### Source records
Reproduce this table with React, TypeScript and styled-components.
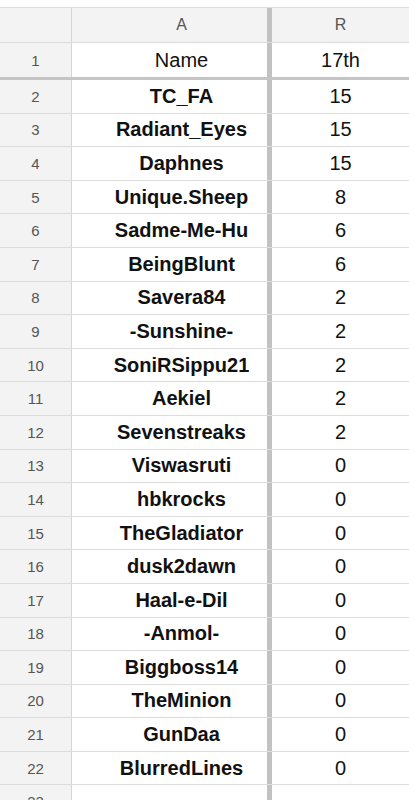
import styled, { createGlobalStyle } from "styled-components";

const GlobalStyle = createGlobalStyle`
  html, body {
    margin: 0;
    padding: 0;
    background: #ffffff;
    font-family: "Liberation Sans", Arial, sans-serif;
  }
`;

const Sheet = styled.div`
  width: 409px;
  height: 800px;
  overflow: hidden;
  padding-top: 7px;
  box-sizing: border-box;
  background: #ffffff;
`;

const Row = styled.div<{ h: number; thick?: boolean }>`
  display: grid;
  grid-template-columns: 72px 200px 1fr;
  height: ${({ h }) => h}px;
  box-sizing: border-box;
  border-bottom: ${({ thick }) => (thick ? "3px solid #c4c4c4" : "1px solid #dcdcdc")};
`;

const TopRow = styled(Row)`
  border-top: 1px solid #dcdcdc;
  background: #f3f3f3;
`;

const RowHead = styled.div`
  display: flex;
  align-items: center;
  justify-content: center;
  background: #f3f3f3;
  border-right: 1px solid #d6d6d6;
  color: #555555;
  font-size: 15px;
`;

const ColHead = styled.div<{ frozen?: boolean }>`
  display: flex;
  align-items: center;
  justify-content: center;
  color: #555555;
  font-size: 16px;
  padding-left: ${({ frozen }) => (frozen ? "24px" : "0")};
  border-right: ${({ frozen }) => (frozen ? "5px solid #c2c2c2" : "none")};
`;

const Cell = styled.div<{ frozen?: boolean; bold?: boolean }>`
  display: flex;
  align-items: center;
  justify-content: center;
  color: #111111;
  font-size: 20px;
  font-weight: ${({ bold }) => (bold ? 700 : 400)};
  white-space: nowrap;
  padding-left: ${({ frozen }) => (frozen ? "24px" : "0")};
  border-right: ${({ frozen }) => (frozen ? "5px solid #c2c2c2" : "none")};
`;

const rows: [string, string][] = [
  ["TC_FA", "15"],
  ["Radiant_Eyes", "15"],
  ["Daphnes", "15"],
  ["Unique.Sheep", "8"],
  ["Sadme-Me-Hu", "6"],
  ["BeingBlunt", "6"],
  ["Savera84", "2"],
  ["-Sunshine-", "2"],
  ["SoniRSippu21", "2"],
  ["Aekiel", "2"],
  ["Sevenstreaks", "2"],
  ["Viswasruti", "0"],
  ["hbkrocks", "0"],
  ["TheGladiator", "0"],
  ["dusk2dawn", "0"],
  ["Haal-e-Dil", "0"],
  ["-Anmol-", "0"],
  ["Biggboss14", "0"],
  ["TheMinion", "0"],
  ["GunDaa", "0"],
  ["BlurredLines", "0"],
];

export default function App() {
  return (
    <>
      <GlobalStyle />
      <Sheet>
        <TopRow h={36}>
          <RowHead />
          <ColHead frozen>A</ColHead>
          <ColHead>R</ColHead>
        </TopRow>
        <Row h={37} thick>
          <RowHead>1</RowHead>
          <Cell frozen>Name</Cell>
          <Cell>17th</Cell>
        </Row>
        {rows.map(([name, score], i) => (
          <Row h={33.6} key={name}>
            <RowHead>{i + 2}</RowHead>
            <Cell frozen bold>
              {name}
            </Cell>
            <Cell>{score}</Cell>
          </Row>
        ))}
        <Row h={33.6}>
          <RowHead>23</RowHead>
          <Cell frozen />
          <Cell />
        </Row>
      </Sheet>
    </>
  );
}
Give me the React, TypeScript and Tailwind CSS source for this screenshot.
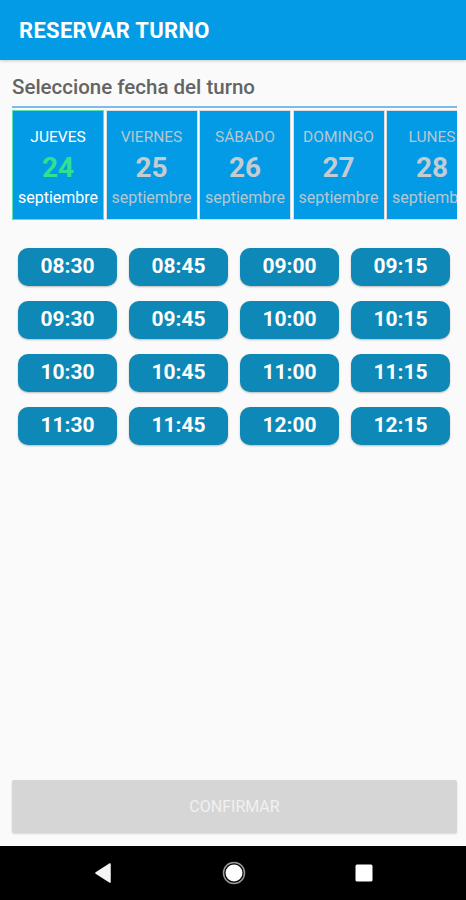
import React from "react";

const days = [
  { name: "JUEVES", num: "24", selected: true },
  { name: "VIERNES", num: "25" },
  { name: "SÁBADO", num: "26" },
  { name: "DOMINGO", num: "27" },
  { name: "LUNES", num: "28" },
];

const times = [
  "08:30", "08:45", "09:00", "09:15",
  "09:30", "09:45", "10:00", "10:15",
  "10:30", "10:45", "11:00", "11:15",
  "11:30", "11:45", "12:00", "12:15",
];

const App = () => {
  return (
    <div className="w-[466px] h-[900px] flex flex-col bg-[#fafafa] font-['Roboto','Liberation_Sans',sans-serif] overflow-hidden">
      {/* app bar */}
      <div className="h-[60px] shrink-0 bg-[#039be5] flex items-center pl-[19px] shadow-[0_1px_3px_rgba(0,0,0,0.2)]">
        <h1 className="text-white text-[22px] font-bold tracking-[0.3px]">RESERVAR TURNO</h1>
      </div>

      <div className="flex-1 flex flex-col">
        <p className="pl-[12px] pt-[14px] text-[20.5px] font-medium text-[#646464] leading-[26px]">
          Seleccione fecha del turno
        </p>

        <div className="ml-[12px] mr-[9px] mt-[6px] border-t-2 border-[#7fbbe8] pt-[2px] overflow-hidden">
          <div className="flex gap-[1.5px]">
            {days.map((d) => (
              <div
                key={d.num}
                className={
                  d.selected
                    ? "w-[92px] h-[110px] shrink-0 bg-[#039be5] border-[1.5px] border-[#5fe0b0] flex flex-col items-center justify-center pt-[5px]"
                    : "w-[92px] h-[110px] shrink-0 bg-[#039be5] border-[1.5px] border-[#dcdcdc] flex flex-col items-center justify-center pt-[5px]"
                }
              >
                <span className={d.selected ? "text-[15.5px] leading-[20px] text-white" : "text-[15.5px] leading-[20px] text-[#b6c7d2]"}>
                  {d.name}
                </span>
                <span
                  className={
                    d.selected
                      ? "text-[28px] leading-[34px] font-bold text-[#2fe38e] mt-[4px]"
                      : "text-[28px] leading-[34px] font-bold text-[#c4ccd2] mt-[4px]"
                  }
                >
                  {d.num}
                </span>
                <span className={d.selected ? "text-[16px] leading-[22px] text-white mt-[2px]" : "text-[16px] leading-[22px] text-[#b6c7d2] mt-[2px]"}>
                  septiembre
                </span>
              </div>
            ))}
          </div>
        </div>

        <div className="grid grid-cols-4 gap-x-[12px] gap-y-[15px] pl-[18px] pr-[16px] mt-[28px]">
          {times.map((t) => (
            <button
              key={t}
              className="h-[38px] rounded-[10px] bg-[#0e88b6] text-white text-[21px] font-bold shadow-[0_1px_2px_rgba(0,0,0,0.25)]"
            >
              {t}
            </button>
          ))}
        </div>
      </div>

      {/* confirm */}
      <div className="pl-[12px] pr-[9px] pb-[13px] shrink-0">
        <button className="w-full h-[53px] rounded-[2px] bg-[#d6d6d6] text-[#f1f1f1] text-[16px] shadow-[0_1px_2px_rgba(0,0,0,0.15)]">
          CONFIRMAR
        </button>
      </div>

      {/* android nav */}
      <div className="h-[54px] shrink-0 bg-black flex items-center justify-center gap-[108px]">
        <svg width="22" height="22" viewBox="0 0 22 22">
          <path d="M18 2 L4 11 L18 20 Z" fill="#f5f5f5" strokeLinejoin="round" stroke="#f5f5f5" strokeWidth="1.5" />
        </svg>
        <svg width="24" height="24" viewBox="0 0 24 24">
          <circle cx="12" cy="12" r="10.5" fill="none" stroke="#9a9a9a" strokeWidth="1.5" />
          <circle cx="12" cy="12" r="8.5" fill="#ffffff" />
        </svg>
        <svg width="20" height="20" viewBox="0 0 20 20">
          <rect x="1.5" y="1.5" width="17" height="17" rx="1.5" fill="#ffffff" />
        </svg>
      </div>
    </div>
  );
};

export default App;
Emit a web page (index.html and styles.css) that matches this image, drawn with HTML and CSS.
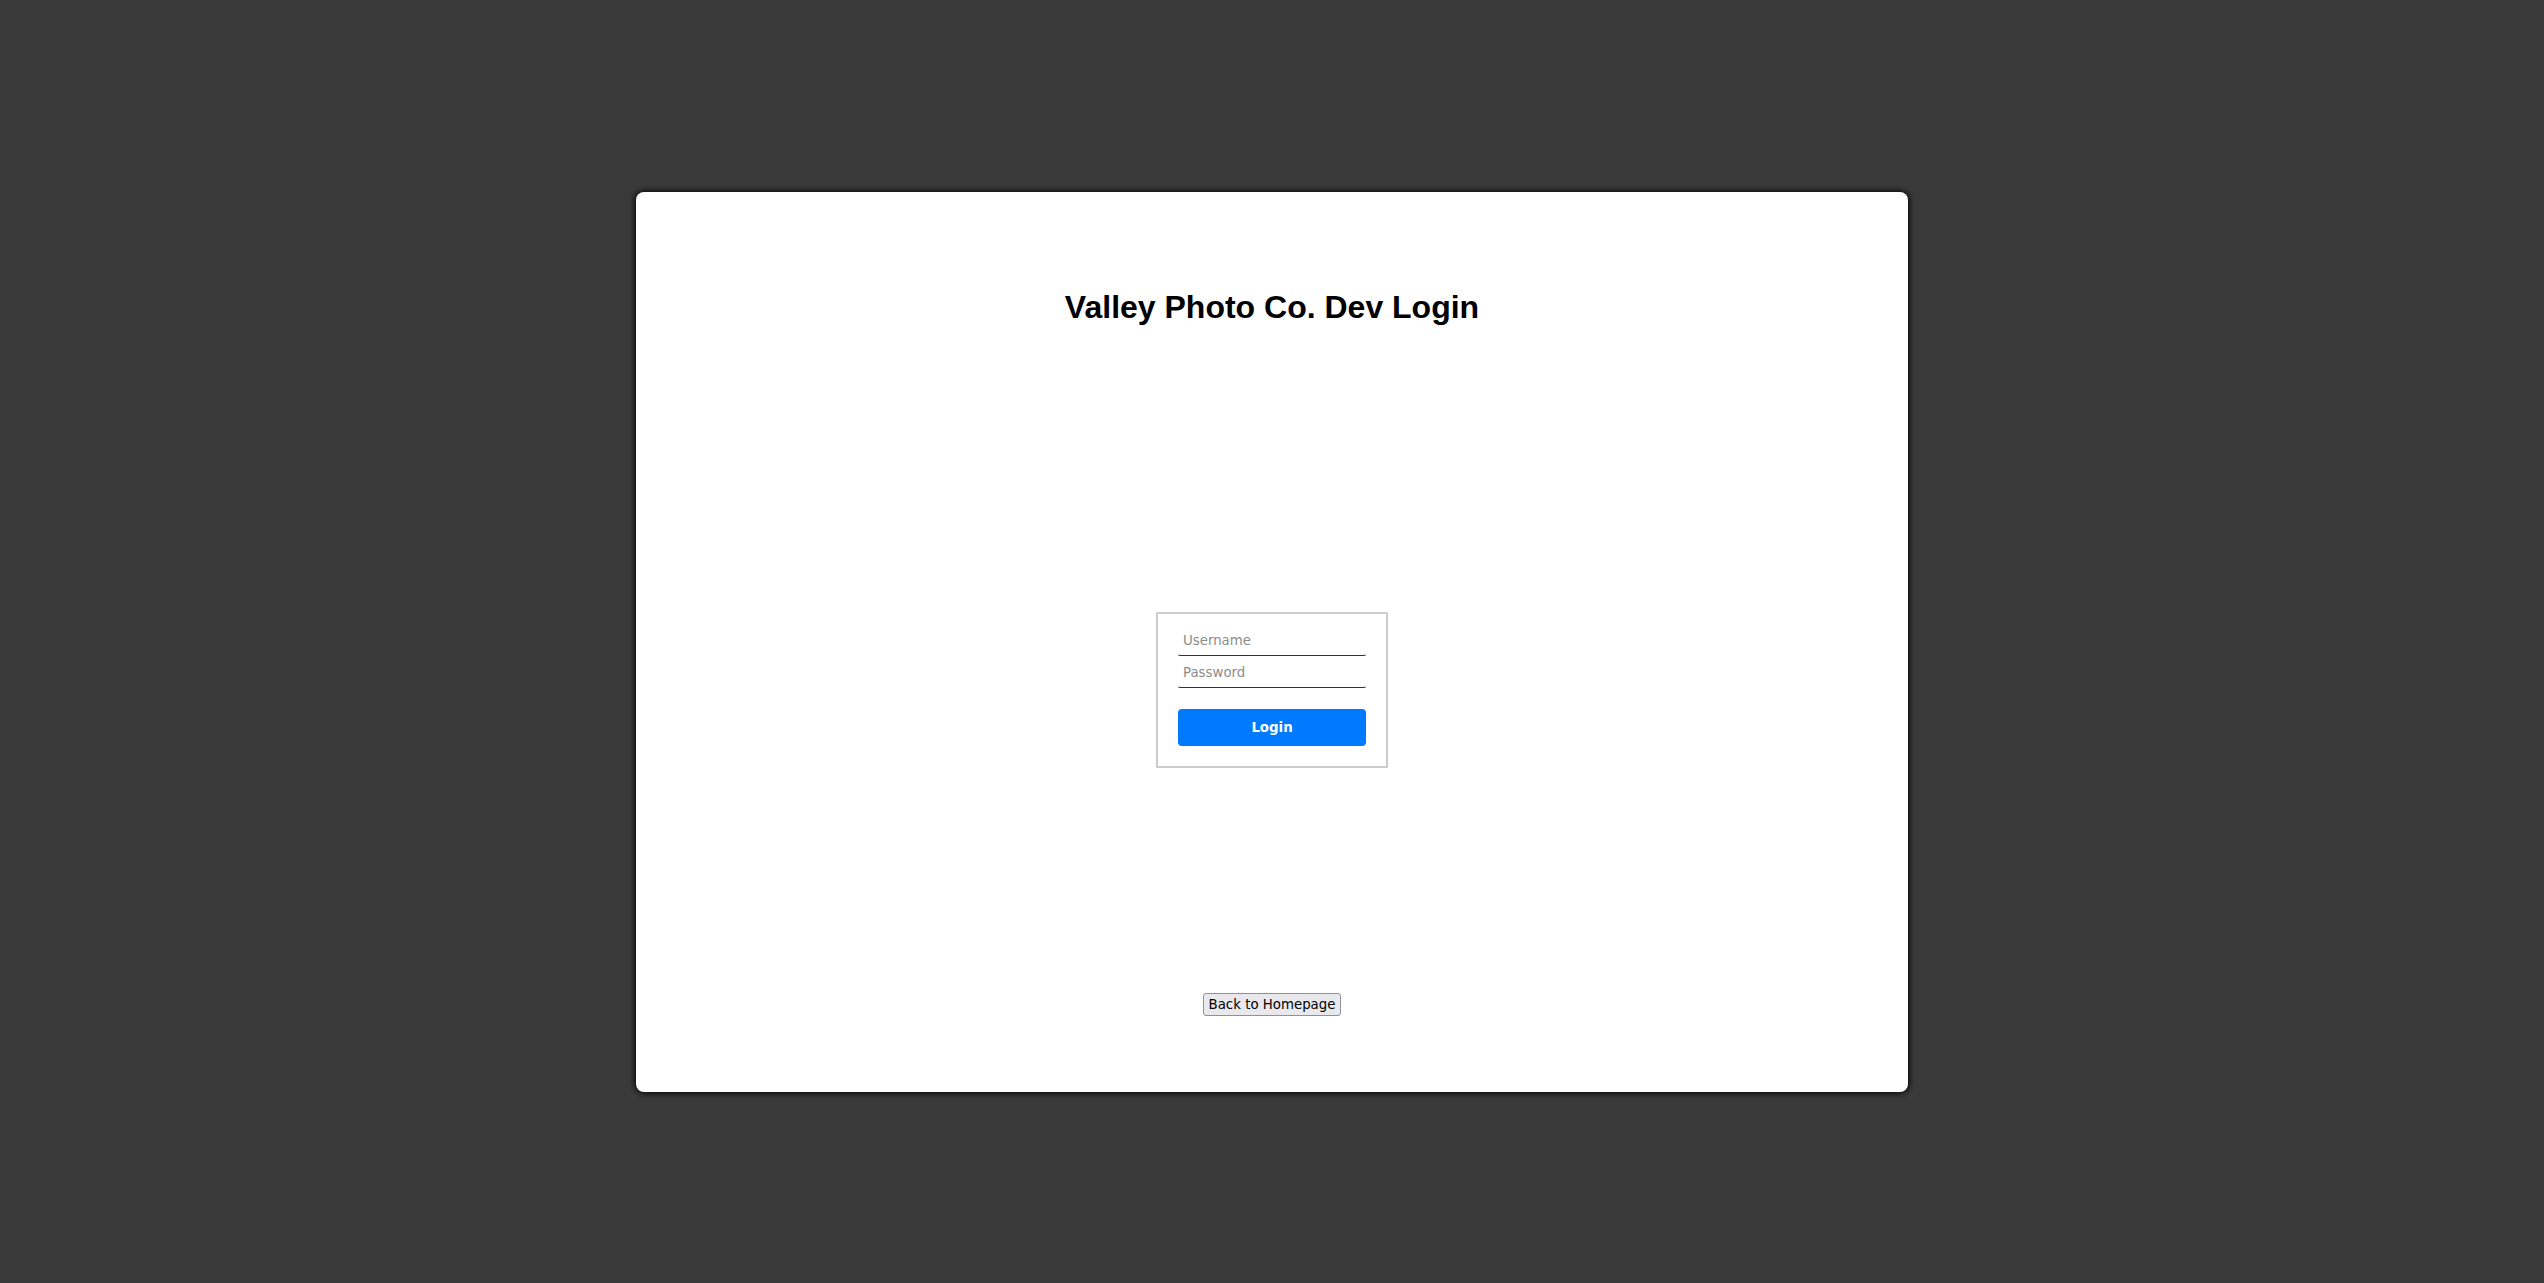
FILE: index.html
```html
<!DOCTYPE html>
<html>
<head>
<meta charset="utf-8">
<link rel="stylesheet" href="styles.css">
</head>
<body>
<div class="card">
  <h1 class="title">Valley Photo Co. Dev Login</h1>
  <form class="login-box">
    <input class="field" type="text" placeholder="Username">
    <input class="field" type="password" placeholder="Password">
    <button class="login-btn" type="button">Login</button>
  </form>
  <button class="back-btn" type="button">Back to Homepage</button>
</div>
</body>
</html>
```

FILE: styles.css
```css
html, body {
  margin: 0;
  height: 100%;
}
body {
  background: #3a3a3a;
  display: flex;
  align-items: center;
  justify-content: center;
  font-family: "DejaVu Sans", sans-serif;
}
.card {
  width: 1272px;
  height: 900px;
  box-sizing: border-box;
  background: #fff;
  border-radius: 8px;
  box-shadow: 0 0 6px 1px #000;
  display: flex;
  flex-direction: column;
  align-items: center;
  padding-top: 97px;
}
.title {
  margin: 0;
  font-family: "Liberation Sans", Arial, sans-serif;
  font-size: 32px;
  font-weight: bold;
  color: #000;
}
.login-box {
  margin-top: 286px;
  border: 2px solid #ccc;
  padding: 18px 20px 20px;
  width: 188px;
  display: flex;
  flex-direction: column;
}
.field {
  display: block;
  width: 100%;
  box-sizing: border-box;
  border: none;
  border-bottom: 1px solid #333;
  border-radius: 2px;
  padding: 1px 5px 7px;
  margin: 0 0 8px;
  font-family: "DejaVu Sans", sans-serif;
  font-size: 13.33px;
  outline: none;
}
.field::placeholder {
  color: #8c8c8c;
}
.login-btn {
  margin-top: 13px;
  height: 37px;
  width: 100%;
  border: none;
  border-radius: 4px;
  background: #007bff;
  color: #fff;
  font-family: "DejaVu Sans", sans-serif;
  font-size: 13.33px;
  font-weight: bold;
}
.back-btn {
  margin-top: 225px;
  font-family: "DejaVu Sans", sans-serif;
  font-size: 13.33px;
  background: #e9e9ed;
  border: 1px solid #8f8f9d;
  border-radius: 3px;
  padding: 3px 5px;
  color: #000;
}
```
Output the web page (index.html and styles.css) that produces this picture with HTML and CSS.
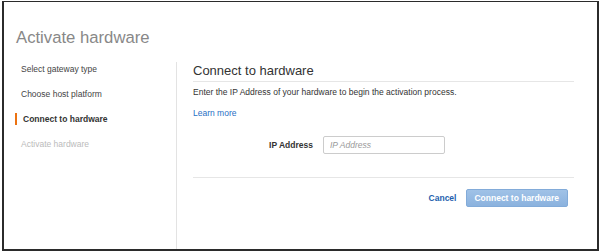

### YOUR INSTRUCTIONS
From the line containing "Emit a web page" down to the final line of the listing above, write out only those lines exactly as they are, minus the pictures.

### FULL SOLUTION
Emit a web page (index.html and styles.css) that matches this image, drawn with HTML and CSS.
FILE: index.html
```html
<!DOCTYPE html>
<html>
<head>
<meta charset="utf-8">
<link rel="stylesheet" href="styles.css">
</head>
<body>
<div class="card">
  <h1 class="title">Valley Photo Co. Dev Login</h1>
  <form class="login-box">
    <input class="field" type="text" placeholder="Username">
    <input class="field" type="password" placeholder="Password">
    <button class="login-btn" type="button">Login</button>
  </form>
  <button class="back-btn" type="button">Back to Homepage</button>
</div>
</body>
</html>
```

FILE: styles.css
```css
html, body {
  margin: 0;
  height: 100%;
}
body {
  background: #3a3a3a;
  display: flex;
  align-items: center;
  justify-content: center;
  font-family: "DejaVu Sans", sans-serif;
}
.card {
  width: 1272px;
  height: 900px;
  box-sizing: border-box;
  background: #fff;
  border-radius: 8px;
  box-shadow: 0 0 6px 1px #000;
  display: flex;
  flex-direction: column;
  align-items: center;
  padding-top: 97px;
}
.title {
  margin: 0;
  font-family: "Liberation Sans", Arial, sans-serif;
  font-size: 32px;
  font-weight: bold;
  color: #000;
}
.login-box {
  margin-top: 286px;
  border: 2px solid #ccc;
  padding: 18px 20px 20px;
  width: 188px;
  display: flex;
  flex-direction: column;
}
.field {
  display: block;
  width: 100%;
  box-sizing: border-box;
  border: none;
  border-bottom: 1px solid #333;
  border-radius: 2px;
  padding: 1px 5px 7px;
  margin: 0 0 8px;
  font-family: "DejaVu Sans", sans-serif;
  font-size: 13.33px;
  outline: none;
}
.field::placeholder {
  color: #8c8c8c;
}
.login-btn {
  margin-top: 13px;
  height: 37px;
  width: 100%;
  border: none;
  border-radius: 4px;
  background: #007bff;
  color: #fff;
  font-family: "DejaVu Sans", sans-serif;
  font-size: 13.33px;
  font-weight: bold;
}
.back-btn {
  margin-top: 225px;
  font-family: "DejaVu Sans", sans-serif;
  font-size: 13.33px;
  background: #e9e9ed;
  border: 1px solid #8f8f9d;
  border-radius: 3px;
  padding: 3px 5px;
  color: #000;
}
```
Output the web page (index.html and styles.css) that produces this picture with HTML and CSS.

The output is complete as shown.